◆ **EXERCISE DETAILS**: Without including any images, repeat the data exactly.

◆ **RAW DATA**:
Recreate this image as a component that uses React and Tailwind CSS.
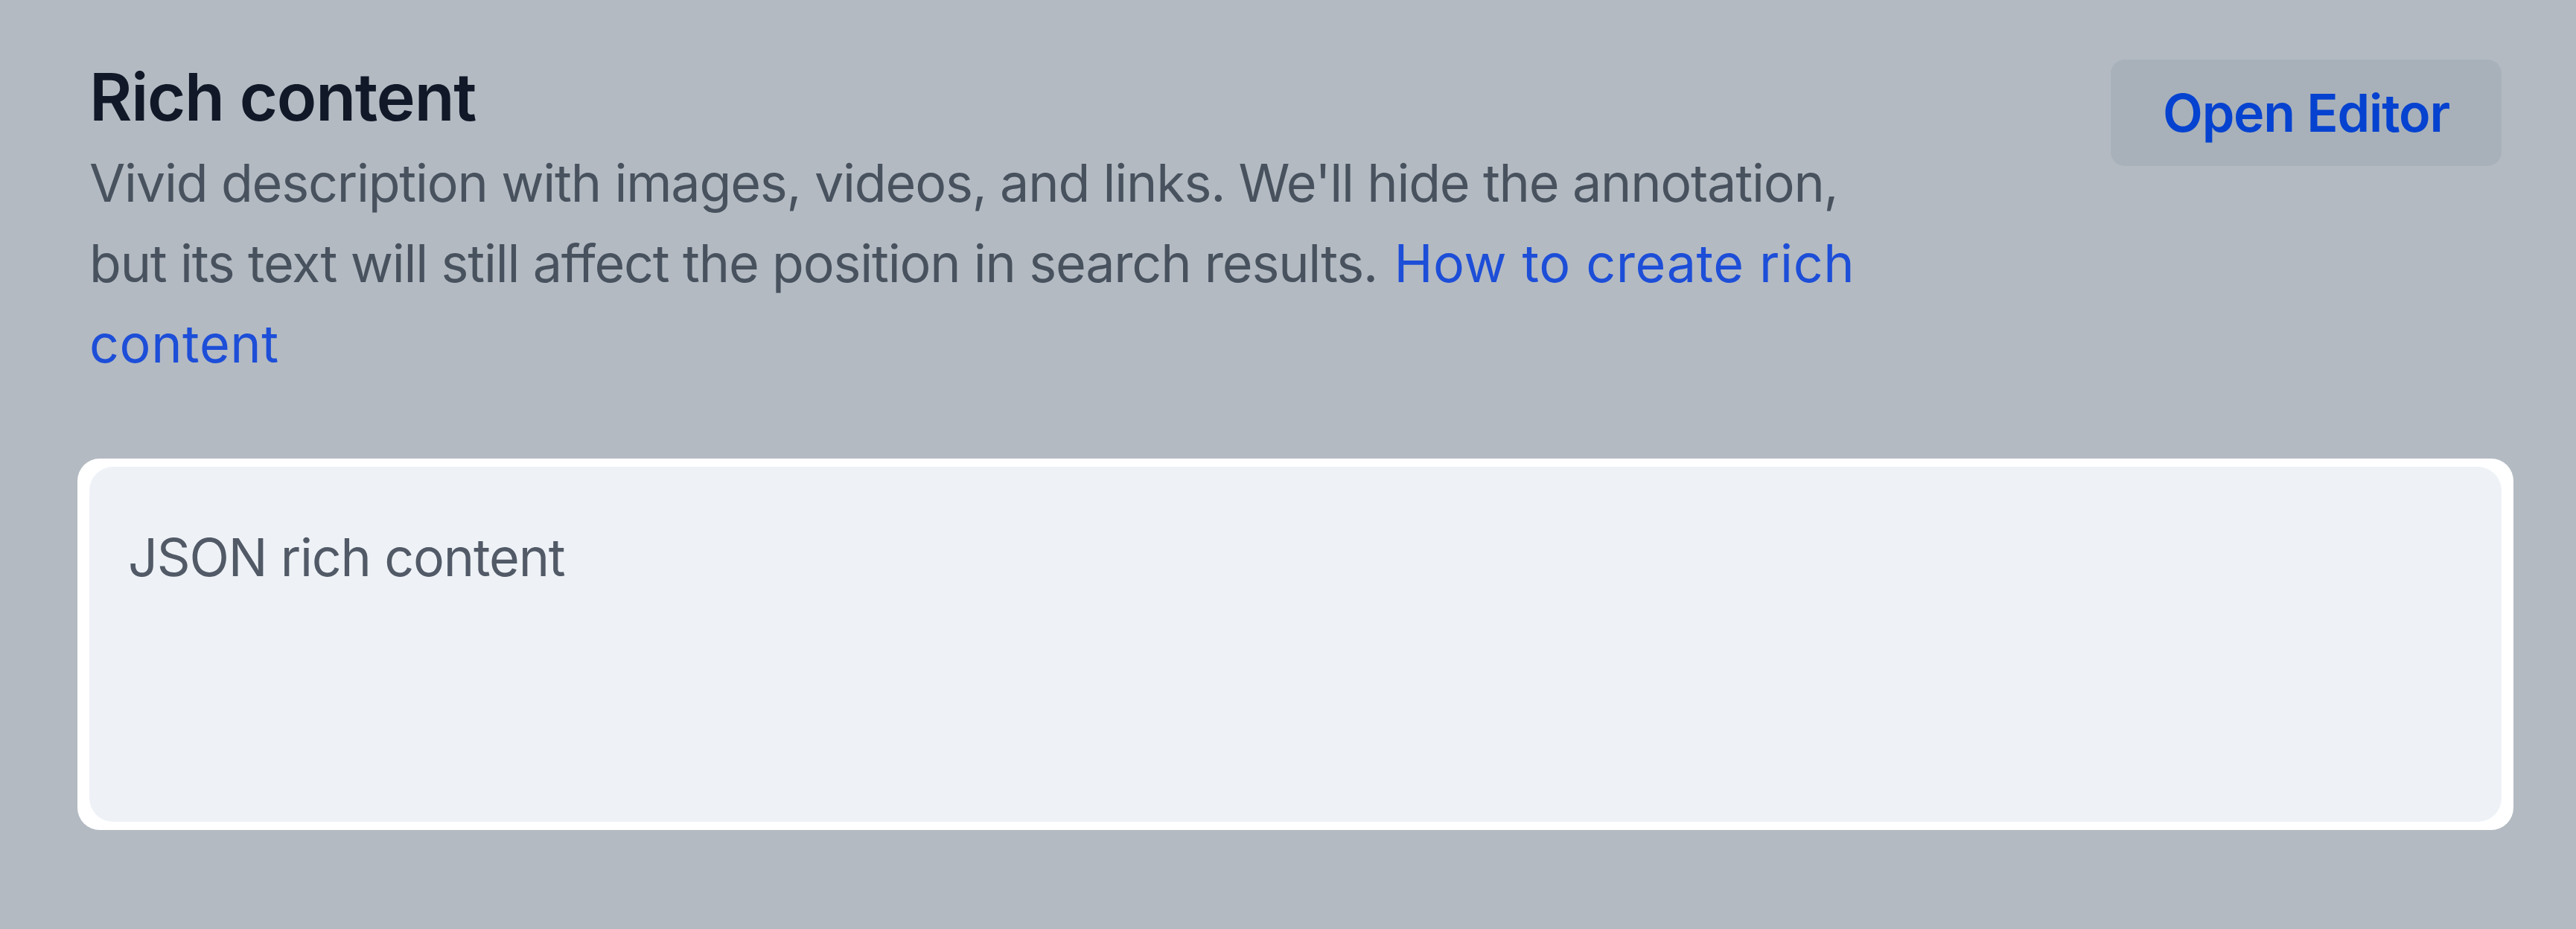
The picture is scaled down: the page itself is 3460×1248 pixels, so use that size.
export default function App() {
  return (
    <div
      className="min-h-screen bg-[#b3bac2] pl-[120px] pr-[100px] pt-[69px] tracking-[-1.2px]"
      style={{ fontFamily: "Inter, 'Noto Sans', sans-serif" }}
    >
      <div className="flex items-start justify-between">
        <div className="max-w-[2440px]">
          <h2 className="text-[88px] leading-[123px] font-semibold text-[#111827]">Rich content</h2>
          <p className="text-[70px] leading-[108px] text-[#48525e]">
            Vivid description with images, videos, and links. We'll hide the annotation, but its text will
            still affect the position in search results.{" "}
            <a href="#" className="ml-[4px] tracking-[0.6px] text-[#1d4ed8]">
              How to create rich content
            </a>
          </p>
        </div>
        <button className="mt-[11px] h-[143px] shrink-0 rounded-[19px] bg-[#a8b1ba] px-[70px] text-[70px] font-semibold text-[#0642d0]">
          Open Editor
        </button>
      </div>

      <div className="-mx-[16px] mt-[100px] rounded-[30px] bg-white px-[16px] py-[11px]">
        <div className="h-[477px] rounded-[32px] bg-[#eef2f7] px-[52px] pt-[68px] text-[70px] leading-[108px] text-[#515a66]">
          JSON rich content
        </div>
      </div>
    </div>
  );
}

◆ **RESPONSE TO THIS TASK**:
Recreate this image as a component that uses React and Tailwind CSS.
The picture is scaled down: the page itself is 3460×1248 pixels, so use that size.
export default function App() {
  return (
    <div
      className="min-h-screen bg-[#b3bac2] pl-[120px] pr-[100px] pt-[69px] tracking-[-1.2px]"
      style={{ fontFamily: "Inter, 'Noto Sans', sans-serif" }}
    >
      <div className="flex items-start justify-between">
        <div className="max-w-[2440px]">
          <h2 className="text-[88px] leading-[123px] font-semibold text-[#111827]">Rich content</h2>
          <p className="text-[70px] leading-[108px] text-[#48525e]">
            Vivid description with images, videos, and links. We'll hide the annotation, but its text will
            still affect the position in search results.{" "}
            <a href="#" className="ml-[4px] tracking-[0.6px] text-[#1d4ed8]">
              How to create rich content
            </a>
          </p>
        </div>
        <button className="mt-[11px] h-[143px] shrink-0 rounded-[19px] bg-[#a8b1ba] px-[70px] text-[70px] font-semibold text-[#0642d0]">
          Open Editor
        </button>
      </div>

      <div className="-mx-[16px] mt-[100px] rounded-[30px] bg-white px-[16px] py-[11px]">
        <div className="h-[477px] rounded-[32px] bg-[#eef2f7] px-[52px] pt-[68px] text-[70px] leading-[108px] text-[#515a66]">
          JSON rich content
        </div>
      </div>
    </div>
  );
}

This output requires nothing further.